最先端ショッピングモール「親橙里」がすごい!
EC事業とアリペイなどのキャッシュレス決済機能を発展させてきたアリババは、いま中国全土にスマートシティを構築しようとしている。
筆者は前回寄稿した記事『中国で自動運転バスに乗って判明! AI覇権争いでグーグルは負ける』で、中国政府が勧める「次世代人工知能の開放・革新プラットフォーム」プロジェクトで「バイドゥ」が自動運転事業の委託を受けていると書いた。同プロジェクトのスマートシティ事業を委託されているのが、アリババである。
FlyZoo Hotelのある一角はアリババパークと銘打たれたスマートシティだ。中にはアリババ本社、アリババの社員住居、近未来ホテルの他に、最先端商業施設が展開されているが、その目玉として昨年4月にオープンしたのが、複合型ショッピングモールの「親橙里」(チンチェンリー)だ。

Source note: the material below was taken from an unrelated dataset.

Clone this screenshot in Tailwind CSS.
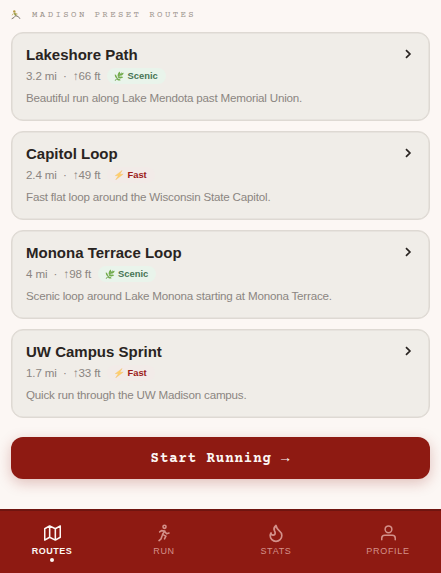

総面積が4万平米の親橙里はAIやIoT、フィンテックが駆使されていることが特徴だ。最新鋭の生鮮スーパーマーケットは人に溢れ、アパレルショップ、またゲートを通過するだけで鑑賞できるチケットレス映画館もある。カラオケルームも無人で運営されており、ここではほぼすべてがキャッシュレスだ。

ここで遭遇したアパレルショップは画像認識には度肝を抜かれた。店頭には大画面端末の「バーチャル・フィッティング・システム」が供えられているのだが、自分を撮影すると、自身の仮想空間での化身となるアバターが作成される。そのアバターを使ってコーディネートしてくれるのである。
画面に映し出されるアバターは等身大なのでリアリティに満ちていて、しかも若く見える。自分のアバターを見て筆者は、我が20代の息子が映し出されているような感覚になった。
嬉しくなってすぐに息子に写真を送ってしまったが、買い物客の心を実にうまくくすぶるのだ。

来店した顧客は気に入った商品をオンラインのネット空間で購入し、そのまま自宅に宅配される仕組み。荷物がかさばることもないし、レジに並ぶ必要もない。実に快適に買い物を楽しむことができるのである。